'I think it is just one way to make sure that everyone knows the correct decision has been made or not. The umpire's call bit everyone understands because they are the people who are given the job to make decisions and it is respected even in the DRS System.'
'We as a team have only played two Test matches with DRS. And I can't analyse the progress in the span of eight days.'
The umpire's call criteria in the Decision Review System for some close LBW decisions has been a topic of discussion for some time but India captain Virat Kohli is happy with the technology in its current form.
In its current form, any decision taken by the on-field umpire on leg before being referred to the third umpire is referred back if the ball tracker shows that the ball is only grazing the off and leg stumps.
It is called umpire's call and the on-field umpire has the right to stick to his original decision. While the matter has been debated, Kohli's vote went with the on-field umpire.
"I think it is just one way to make sure that everyone knows the correct decision has been made or not. The umpire's call bit everyone understands because they are the people who are given the job to make decisions and it is respected even in the DRS System. I think that is pretty fair. A lot of people don't understand that," Kohli said on Friday, making his stand clear on the matter.
"If the on-field umpire has made the call, then obviously the benefit has to go to him, what his vision of the decision was and then DRS just confirms that particular decision. If it is really, really off, then DRS corrects it but if it is marginal, then you got to respect it. That's all it does. I think it clarifies the decision that is made on the field. I think that is absolutely fine."
Asked if he is happy with it, Kohli said: "Yes, I am pretty happy with it. It just confirms the decision that has been made on the field. And if you want to challenge the umpire, it is not just you telling him that he could have made a different decision, you have the option of checking it again and figure out if it is wrong or right. I think it is pretty fair for the game."
India have now played two Tests with the use of DRS but Kohli said that it is too early to judge as to what kind of progress the Indian team has made in terms of usage of the technology.
"I think we need to have a bit more patience with that particular aspect.

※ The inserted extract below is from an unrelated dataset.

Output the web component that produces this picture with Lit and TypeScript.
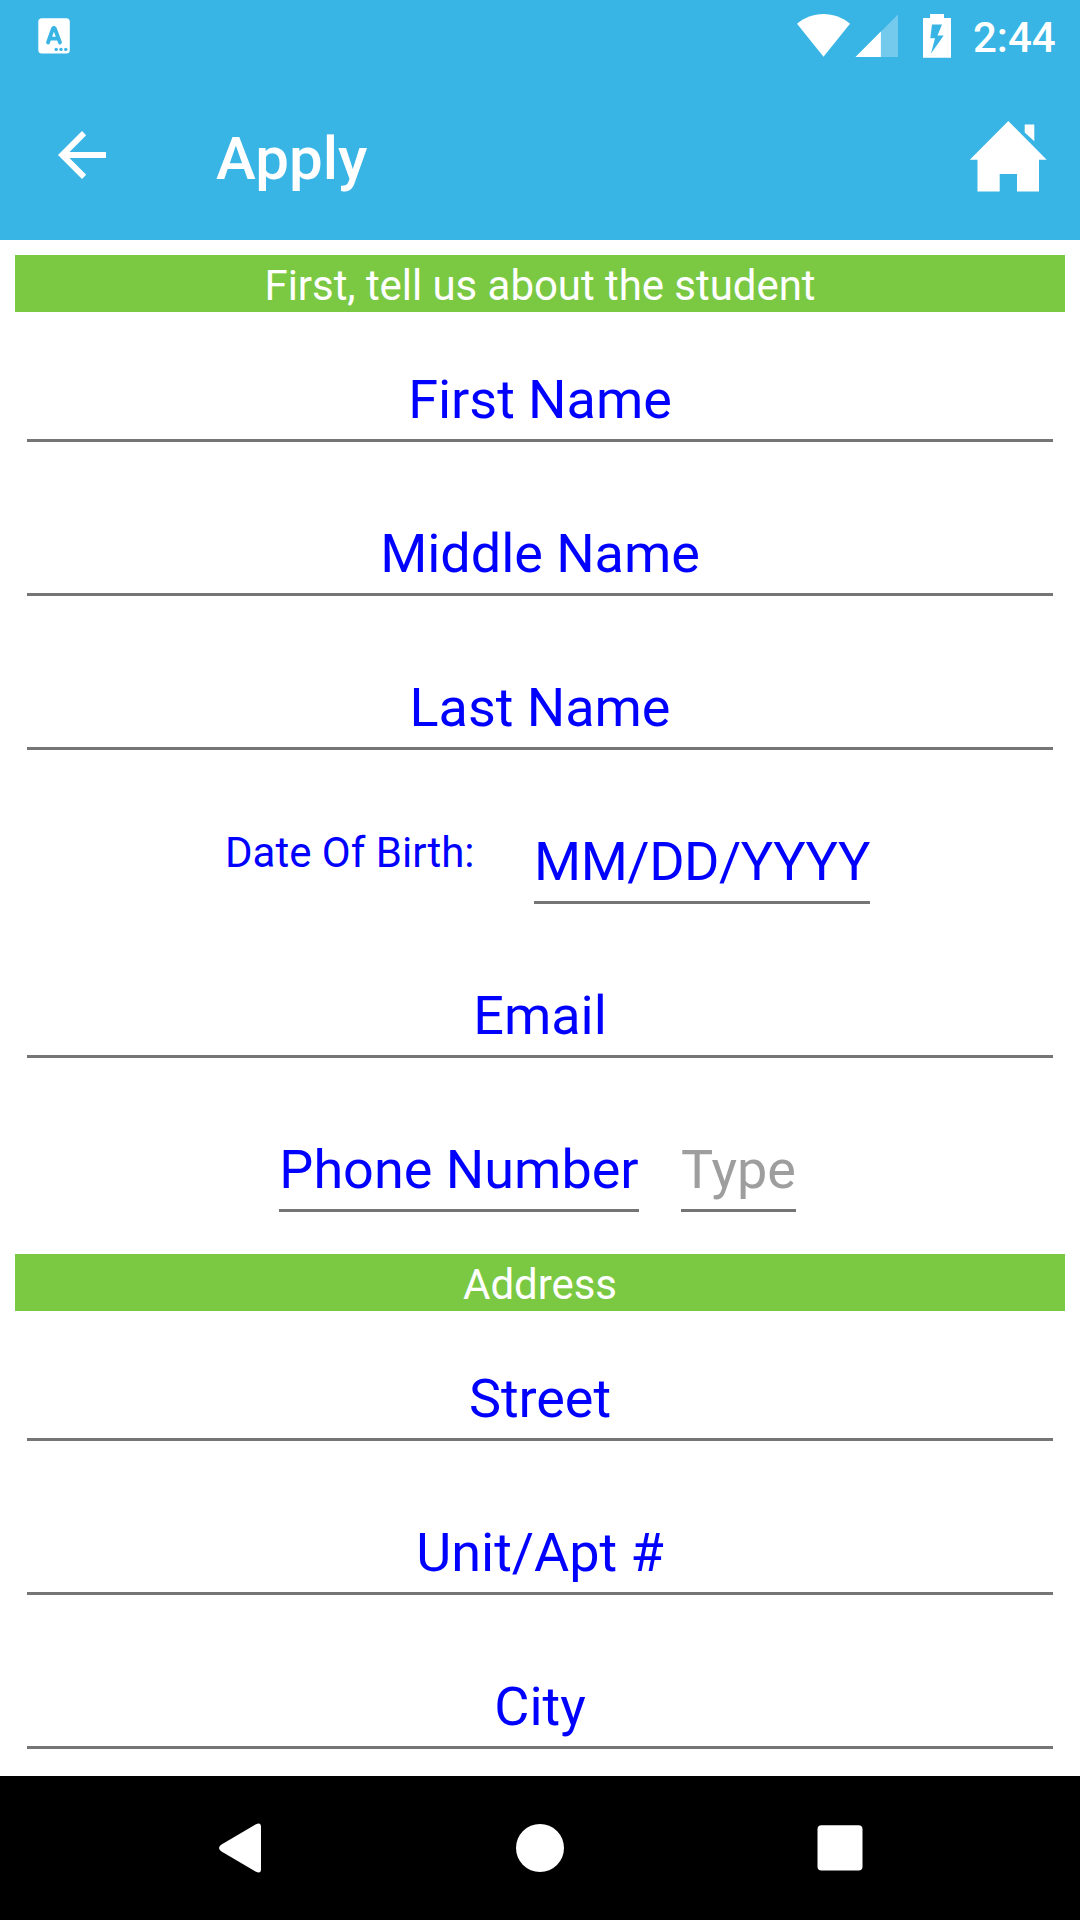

We as a team have only played two Test matches with DRS. And I can't analyse the progress in the span of eight days. It is not something that is going to drastically change, something that is going to keep going on in one direction. We will analyse over a period of 12 months as to how we have used it. A span of eight days is too less to judge, I feel," the skipper elaborated.
The captain said that while the whole team needs to be aware, it is the wicketkeeper and the bowler who play the main part when it comes to referral.

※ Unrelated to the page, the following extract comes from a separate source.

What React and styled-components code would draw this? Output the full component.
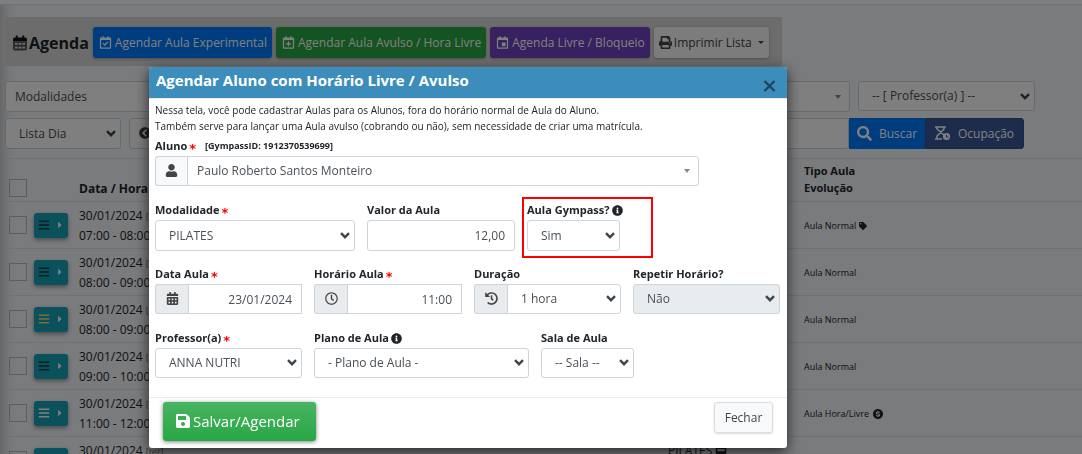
import React from "react";
import styled, { createGlobalStyle, css } from "styled-components";
import { FaUser, FaSave, FaPrint, FaInfoCircle, FaHistory, FaRegClock, FaCalendarAlt, FaSearch, FaTag, FaChevronCircleLeft, FaBars, FaCaretRight, FaCalendarWeek } from "react-icons/fa";
import { BiCalendarCheck, BiCalendarPlus, BiCalendarEvent, BiSolidDollarCircle } from "react-icons/bi";

const Global = createGlobalStyle`
  * { box-sizing: border-box; }
  body { margin: 0; background: #f4f6f9; color: #212529; font: 12px/20px "Open Sans", "Noto Sans", sans-serif; overflow: hidden; }
  button, input, select { font: inherit; margin: 0; }
  svg { flex: none; }
`;

const Page = styled.div`
  height: 100vh;
  overflow: hidden;
  box-shadow: inset 14px 0 14px -12px rgba(0, 0, 0, 0.25);
`;
const TopBar = styled.header`
  height: 5px;
  background: #fff;
  border-bottom: 1px solid #dee2e6;
`;
const Content = styled.main`
  padding: 12px 0 0 5px;
`;
const Toolbar = styled.div`
  display: flex;
  align-items: center;
  gap: 4px;
  width: 777px;
  max-width: 100%;
  height: 49px;
  padding: 2px 7px 0 8px;
  background: #d8d8d8;
`;
const Title = styled.h1`
  display: flex;
  align-items: center;
  gap: 2px;
  margin: 0;
  font-size: 16px;
  font-weight: 700;
`;
const tones = {
  blue: "#007bff",
  green: "#28a745",
  purple: "#6f42c1",
  light: "#f8f9fa",
  navy: "#3b5998",
};
const Action = styled.button`
  display: inline-flex;
  align-items: center;
  justify-content: center;
  gap: 2px;
  height: 31px;
  padding: 0 5px;
  border: 0;
  border-radius: 3px;
  white-space: nowrap;
  color: ${(p) => (p.$tone === "light" ? "#444" : "#fff")};
  background: ${(p) => tones[p.$tone]};
  box-shadow: 0 1px 3px rgba(0, 0, 0, 0.3);
  svg { font-size: ${(p) => (p.$tone === "light" ? 13 : 15)}px; }
`;
const Caret = styled.span`
  margin-left: 4px;
  border: 3px solid transparent;
  border-top-color: currentColor;
  border-bottom: 0;
`;
const Filters = styled.div`
  display: flex;
  gap: 8px;
  margin-top: ${(p) => p.$top}px;
`;
const SelectWrap = styled.span`
  position: relative;
  display: block;
  flex: ${(p) => (p.$width ? `0 0 ${p.$width}px` : "1")};
  min-width: 0;
  > svg {
    position: absolute;
    right: 5px;
    top: 50%;
    margin-top: -4px;
    pointer-events: none;
  }
`;
const field = css`
  width: 100%;
  height: ${(p) => p.$h || 31}px;
  border: 1px solid #ced4da;
  border-radius: 3px;
  background: #fff;
  color: #495057;
  appearance: none;
  outline: none;
`;
const Select = styled.select`
  ${field}
  padding: 0 20px 0 ${(p) => (p.$searchable ? 9 : 13)}px;
  ${(p) => p.$joined && "border-radius: 0 3px 3px 0;"}
  &:disabled { background: #e9ecef; opacity: 1; }
`;
const Input = styled.input`
  ${field}
  min-width: 0;
  padding: 0 9px;
  text-align: right;
  ${(p) => p.$joined && "border-radius: 0;"}
`;
const Search = styled.div`
  display: flex;
  width: 895px;
`;
const SearchAction = styled(Action)`
  flex: 0 0 ${(p) => p.$width}px;
  gap: 7px;
  border: ${(p) => (p.$tone === "navy" ? "1px solid #334d84" : "0")};
  border-radius: ${(p) => (p.$tone === "navy" ? "0 3px 3px 0" : "0")};
  box-shadow: none;
`;
const StepBack = styled.button`
  flex: none;
  width: 32px;
  height: 31px;
  padding: 2px 0 0;
  border: 1px solid #ced4da;
  border-radius: 3px 0 0 3px;
  background: #f8f9fa;
  color: #343a40;
`;
const Table = styled.table`
  width: 100%;
  margin-top: 9px;
  border-collapse: collapse;
  table-layout: fixed;
  th, td {
    padding: 0;
    border-top: 1px solid #dee2e6;
    text-align: left;
    height: 47px;
    line-height: 19px;
  }
  thead th { height: 43px; vertical-align: bottom; }
`;
const Small = styled.span`
  display: inline-flex;
  align-items: center;
  gap: 3px;
  font-size: 9px;
`;
const HeadSmall = styled.span`
  display: block;
  padding-bottom: 5px;
  font-size: 11px;
  line-height: 17px;
`;
const HeadDate = styled.span`
  display: block;
  padding-bottom: 3px;
  font-size: 12px;
`;
const Check = styled.input`
  display: block;
  appearance: none;
  width: 18px;
  height: 18px;
  margin: 0 0 ${(p) => p.$bottom || 0}px 4px;
  border: 1px solid #bbb;
`;
const RowMenu = styled.button`
  display: flex;
  align-items: center;
  justify-content: center;
  gap: 5px;
  width: 34px;
  height: 25px;
  padding: 0;
  border: 0;
  border-radius: 3px;
  background: #17a2b8;
  color: #fff;
  box-shadow: 0 2px 4px rgba(0, 0, 0, 0.4);
  svg:first-child { color: ${(p) => p.$tint}; font-size: 12px; }
  svg:last-child { font-size: 10px; }
`;
const Weekday = styled.span`
  margin-left: 3px;
  font-size: 9px;
  color: #777;
`;

const Backdrop = styled.div`
  position: fixed;
  inset: 0;
  padding: 67px 0 0 149px;
  background: rgba(0, 0, 0, 0.5);
`;
const Dialog = styled.form`
  width: 638px;
  max-width: 100%;
  border-radius: 3px;
  background: #fff;
  overflow: hidden;
  box-shadow: 0 4px 14px rgba(0, 0, 0, 0.7);
`;
const DialogHead = styled.header`
  display: flex;
  justify-content: space-between;
  height: 32px;
  padding: 0 11px 0 7px;
  border-bottom: 1px solid #e9ecef;
  background: #3c8dbc;
  color: #fff;
  h2 { margin: 0; font-size: 15px; line-height: 26px; font-weight: 700; }
`;
const Close = styled.button`
  display: flex;
  align-items: center;
  padding: 6px 0 0;
  border: 0;
  background: none;
  color: #1e465e;
`;
const Body = styled.div`
  padding: 3px 7px 19px 6px;
`;
const Note = styled.p`
  margin: 0;
  font-size: 10px;
  line-height: 16px;
`;
const Row = styled.div`
  display: flex;
  gap: 12px;
  margin-top: ${(p) => p.$top}px;
`;
const Field = styled.div`
  flex: 0 0 ${(p) => p.$width}px;
  min-width: 0;
`;
const Label = styled.label`
  display: flex;
  align-items: center;
  gap: 2px;
  height: 18px;
  padding-bottom: 2px;
  font-size: 11px;
  font-weight: 700;
  white-space: nowrap;
`;
const Star = styled.span`
  color: #f00;
  font: 700 13px/10px "DejaVu Sans", sans-serif;
  padding-top: 6px;
`;
const MemberId = styled.small`
  margin-left: 7px;
  font-size: 9px;
`;
const Group = styled.div`
  display: flex;
`;
const Addon = styled.span`
  display: flex;
  align-items: center;
  justify-content: center;
  flex: none;
  width: ${(p) => (p.$pale ? 32 : 33)}px;
  height: 30px;
  padding-bottom: 2px;
  border: 1px solid #ced4da;
  border-right: 0;
  border-radius: 3px 0 0 3px;
  background: ${(p) => (p.$pale ? "#f8f9fa" : "#e9ecef")};
  color: #444;
  font-size: 13px;
`;
const Highlight = styled.div`
  width: 131px;
  margin: -5px 0 -7px -5px;
  padding: 3px 31px 5px 3px;
  border: 2px solid #f00;
`;
const Foot = styled.footer`
  display: flex;
  align-items: flex-start;
  justify-content: space-between;
  padding: 4px 14px 7px;
  border-top: 1px solid #e9ecef;
`;
const Save = styled.button`
  display: flex;
  align-items: center;
  gap: 2px;
  width: 153px;
  height: 39px;
  padding: 0 0 2px 12px;
  border: 0;
  border-radius: 3px;
  background: linear-gradient(#48b461, #28a745);
  color: #fff;
  font-size: 15px;
  box-shadow: 0 1px 4px rgba(0, 0, 0, 0.5);
  svg { font-size: 16px; }
`;
const Dismiss = styled.button`
  width: 59px;
  height: 31px;
  padding: 0;
  border: 1px solid #ddd;
  border-radius: 3px;
  background: #f8f9fa;
  color: #444;
  box-shadow: 0 1px 2px rgba(0, 0, 0, 0.15);
`;

const Chevron = () => (
  <svg width="10" height="8" viewBox="0 0 10 8" fill="none" stroke="#3f464d" strokeWidth="2.4">
    <path d="M1 1.2 5 5.2 9 1.2" />
  </svg>
);
const Arrow = () => (
  <svg width="14" height="8" viewBox="0 0 14 8" fill="#888"><path d="M4 2h6L7 6z" /></svg>
);
const DuoCalendar = () => (
  <svg width="14" height="16" viewBox="0 0 15 16">
    <path fill="#111" d="M0 6V4q0-2 2-2h1V0h2v2h5V0h2v2h1q2 0 2 2v2z" />
    <path fill="#555" fillRule="evenodd" d="M0 6h15v8q0 2-2 2H2q-2 0-2-2zM2 8v2h3V8zm4 0v2h3V8zm4 0v2h3V8zM2 12v2h3v-2zm4 0v2h3v-2zm4 0v2h3v-2z" />
  </svg>
);
const HourglassClock = () => (
  <svg width="16" height="15" viewBox="0 0 16 15" fill="none" stroke="#fff" strokeWidth="1.6">
    <path d="M0 1h11M0 13h7M2 1v2l7 6M9 1v2L2 10v3" />
    <circle cx="11.5" cy="10.5" r="3.6" fill="#fff" stroke="none" />
    <path d="M11.5 8.5v2.5h2" stroke="#3b5998" strokeWidth="1" />
  </svg>
);
const Cross = () => (
  <svg width="13" height="12" viewBox="0 0 13 12" fill="none" stroke="currentColor" strokeWidth="2.4">
    <path d="M1.5 1l10 10M11.5 1l-10 10" />
  </svg>
);

function Pick({ id, label, children, width, h, searchable, disabled, joined }) {
  return (
    <SelectWrap $width={width}>
      <Select id={id} aria-label={label} $h={h} $joined={joined} $searchable={searchable} disabled={disabled}>
        <option>{children}</option>
      </Select>
      {searchable ? <Arrow /> : <Chevron />}
    </SelectWrap>
  );
}

const lessons = [
  ["07:00 - 08:00", "Aula Normal", "#163c44", <FaTag key="t" size={8} />],
  ["08:00 - 09:00", "Aula Normal", "#163c44"],
  ["08:00 - 09:00", "Aula Normal", "#ffd966"],
  ["09:00 - 10:00", "Aula Normal", "#163c44"],
  ["11:00 - 12:00", "Aula Hora/Livre", "#fff", <BiSolidDollarCircle key="d" size={12} />],
  ["12:00 - 13:00", "Aula Normal", "#fff"],
];

export default function App() {
  return (
    <>
      <Global />
      <Page>
        <TopBar />
        <Content>
          <Toolbar>
            <Title><DuoCalendar />Agenda</Title>
            <Action $tone="blue"><BiCalendarCheck />Agendar Aula Experimental</Action>
            <Action $tone="green"><BiCalendarPlus />Agendar Aula Avulso / Hora Livre</Action>
            <Action $tone="purple"><BiCalendarEvent />Agenda Livre / Bloqueio</Action>
            <Action $tone="light"><FaPrint />Imprimir Lista<Caret /></Action>
          </Toolbar>
          <Filters $top={15}>
            <Pick label="Modalidades" width={845} searchable>Modalidades</Pick>
            <Pick label="Professor" width={177} h={30}>-- [ Professor(a) ] --</Pick>
          </Filters>
          <Filters $top={6}>
            <Pick label="Período" width={116}>Lista Dia</Pick>
            <Search>
              <StepBack type="button" aria-label="Anterior"><FaChevronCircleLeft /></StepBack>
              <Input aria-label="Data" />
              <SearchAction $tone="blue" $width={76}><FaSearch />Buscar</SearchAction>
              <SearchAction $tone="navy" $width={99}><HourglassClock />Ocupação</SearchAction>
            </Search>
          </Filters>
          <Table>
            <colgroup>
              <col width="29" /><col width="45" /><col width="589" /><col width="136" /><col />
            </colgroup>
            <thead>
              <tr>
                <th><Check type="checkbox" aria-label="Todos" $bottom={4} /></th>
                <th />
                <th><HeadDate>Data / Hora</HeadDate></th>
                <th />
                <th><HeadSmall>Tipo Aula<br />Evolução</HeadSmall></th>
              </tr>
            </thead>
            <tbody>
              {lessons.map(([time, kind, tint, mark], i) => (
                <tr key={i}>
                  <td><Check type="checkbox" aria-label={time} /></td>
                  <td><RowMenu type="button" aria-label="Menu" $tint={tint}><FaBars /><FaCaretRight /></RowMenu></td>
                  <td>30/01/2024<Weekday>[ter]</Weekday><br />{time}</td>
                  <td>{i === 5 && <>PILATES <FaCalendarWeek /><br />&nbsp;</>}</td>
                  <td><Small>{kind}{mark}</Small></td>
                </tr>
              ))}
            </tbody>
          </Table>
        </Content>
      </Page>
      <Backdrop>
        <Dialog role="dialog" aria-labelledby="dialog-title">
          <DialogHead>
            <h2 id="dialog-title">Agendar Aluno com Horário Livre / Avulso</h2>
            <Close type="button" aria-label="Fechar janela"><Cross /></Close>
          </DialogHead>
          <Body>
            <Note>Nessa tela, você pode cadastrar Aulas para os Alunos, fora do horário normal de Aula do Aluno.</Note>
            <Note>Também serve para lançar uma Aula avulso (cobrando ou não), sem necessidade de criar uma matrícula.</Note>
            <Row $top={4}>
              <Field $width={544}>
                <Label htmlFor="aluno">Aluno<Star>*</Star><MemberId>[GympassID: 1912370539699]</MemberId></Label>
                <Group>
                  <Addon $pale><FaUser /></Addon>
                  <Pick id="aluno" h={30} joined searchable>Paulo Roberto Santos Monteiro</Pick>
                </Group>
              </Field>
            </Row>
            <Row $top={16}>
              <Field $width={200}>
                <Label htmlFor="modalidade">Modalidade<Star>*</Star></Label>
                <Pick id="modalidade">PILATES</Pick>
              </Field>
              <Field $width={148}>
                <Label htmlFor="valor">Valor da Aula</Label>
                <Input id="valor" defaultValue="12,00" />
              </Field>
              <Highlight>
                <Label htmlFor="gympass">Aula Gympass? <FaInfoCircle /></Label>
                <Pick id="gympass">Sim</Pick>
              </Highlight>
            </Row>
            <Row $top={15}>
              <Field $width={147}>
                <Label htmlFor="data">Data Aula<Star>*</Star></Label>
                <Group><Addon><FaCalendarAlt /></Addon><Input id="data" $h={30} $joined defaultValue="23/01/2024" /></Group>
              </Field>
              <Field $width={148}>
                <Label htmlFor="horario">Horário Aula<Star>*</Star></Label>
                <Group><Addon><FaRegClock /></Addon><Input id="horario" $h={30} $joined defaultValue="11:00" /></Group>
              </Field>
              <Field $width={147}>
                <Label htmlFor="duracao">Duração</Label>
                <Group><Addon><FaHistory /></Addon><Pick id="duracao" h={30} joined>1 hora</Pick></Group>
              </Field>
              <Field $width={147}>
                <Label htmlFor="repetir">Repetir Horário?</Label>
                <Pick id="repetir" h={30} disabled>Não</Pick>
              </Field>
            </Row>
            <Row $top={16}>
              <Field $width={147}>
                <Label htmlFor="professor">Professor(a)<Star>*</Star></Label>
                <Pick id="professor" h={30}>ANNA NUTRI</Pick>
              </Field>
              <Field $width={215}>
                <Label htmlFor="plano">Plano de Aula <FaInfoCircle /></Label>
                <Pick id="plano" h={30}>- Plano de Aula -</Pick>
              </Field>
              <Field $width={93}>
                <Label htmlFor="sala">Sala de Aula</Label>
                <Pick id="sala" h={30}>-- Sala --</Pick>
              </Field>
            </Row>
          </Body>
          <Foot>
            <Save type="button"><FaSave />Salvar/Agendar</Save>
            <Dismiss type="button">Fechar</Dismiss>
          </Foot>
        </Dialog>
      </Backdrop>
    </>
  );
}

"But obviously the wicketkeeper and the bowler are the main people involved who have the best sight of where the ball hit the pad or if they heard the sound of the bat. The close-in fielders play a massive role as well, as you saw with KL's (Rahul) dismissal. It was Hameed who actually convinced the bowler that he heard something which someone else might not have. So I think it takes awareness of all the people around the bat, especially those close to the batsman, to understand what happened and give the right kind of feedback."
That Kohli has done his homework was understandable when he said that batsmen who are going for a review or the fielding team should be aware that 15 seconds time limit starts only when the ball is dead which effectively means that anyone has more time than the prescribed limit to go for a referral.
"People don't realise after the ball is declared dead is when the 15 seconds start and not before. So those are the sort of things we will be more aware of going forward but a span of two games is very little to judge how we have gone so far with DRS," he explained.